How are you seen in your organisation? What preconceptions do you face? Do you know how you are perceived? Here are some suggestions which you may like to follow up:

  • Understand your personality.
    Undertake an appropriate personality assessment, such as Lumina Spark, Myers-Briggs or Belbin, [see links: further reading] which will help you to understand your personality type, and your preferred operational styles. Remember that there is no right or wrong type or style – just that people are different, and that for an organisation to be effective a range and diversity of styles and preferences is needed within each team.
  • Conduct a 360-degree appraisal.
    In many organisations, the HR team can facilitate a structured 360-degree appraisal to help you understand how others see you. Chances are you will not like what you hear – you will see immediately that some people misunderstand your role, or what you say; others will have unfair criticism of you, or of the resource available to you; still others may not see you how you see yourself. All this presents a real opportunity to create a plan to deal with those misconceptions.
  • Carry out ‘after-sales’ visits to your clients.

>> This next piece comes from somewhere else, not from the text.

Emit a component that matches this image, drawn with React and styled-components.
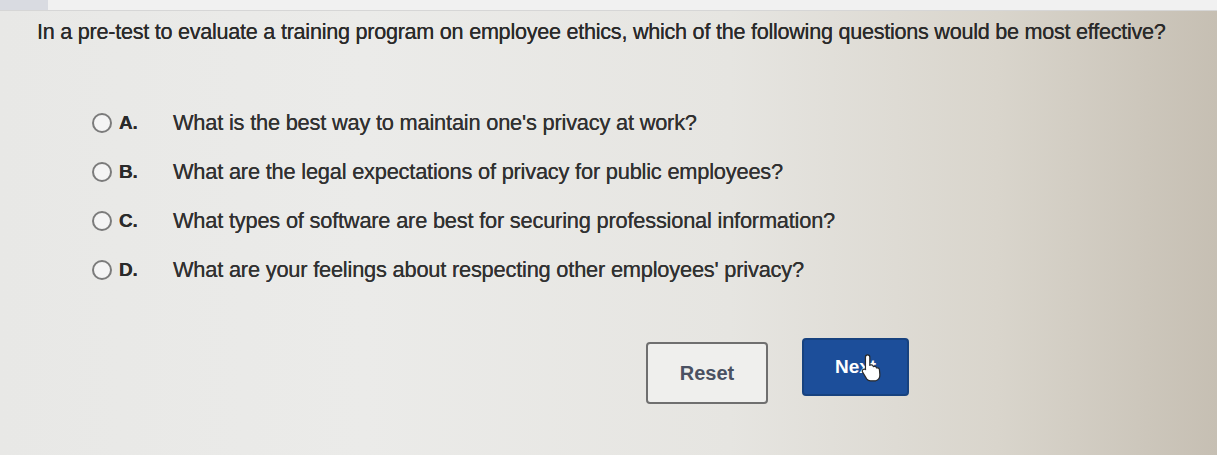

    Make time for a structured programme of visits or calls to the people with whom you and your team deal. Have an agenda which covers what you do for them, how their business is developing, and what they see as their new challenges. Go armed with some core metrics and headlines about what you and your team are doing – commercial successes, innovations, ways of working with the business. If you don’t talk about them, no-one else will.
  • Ask open questions.
    Make time to speak to or meet senior colleagues. Ask if you can have an hour with them to learn about their role, what they do, and how they do it. Most people will be flattered, and you will learn a lot. Consider that the most effective question you can ask may well be ‘and what else should I know?’ That simple, open, question can lead to a wealth of powerful discussion.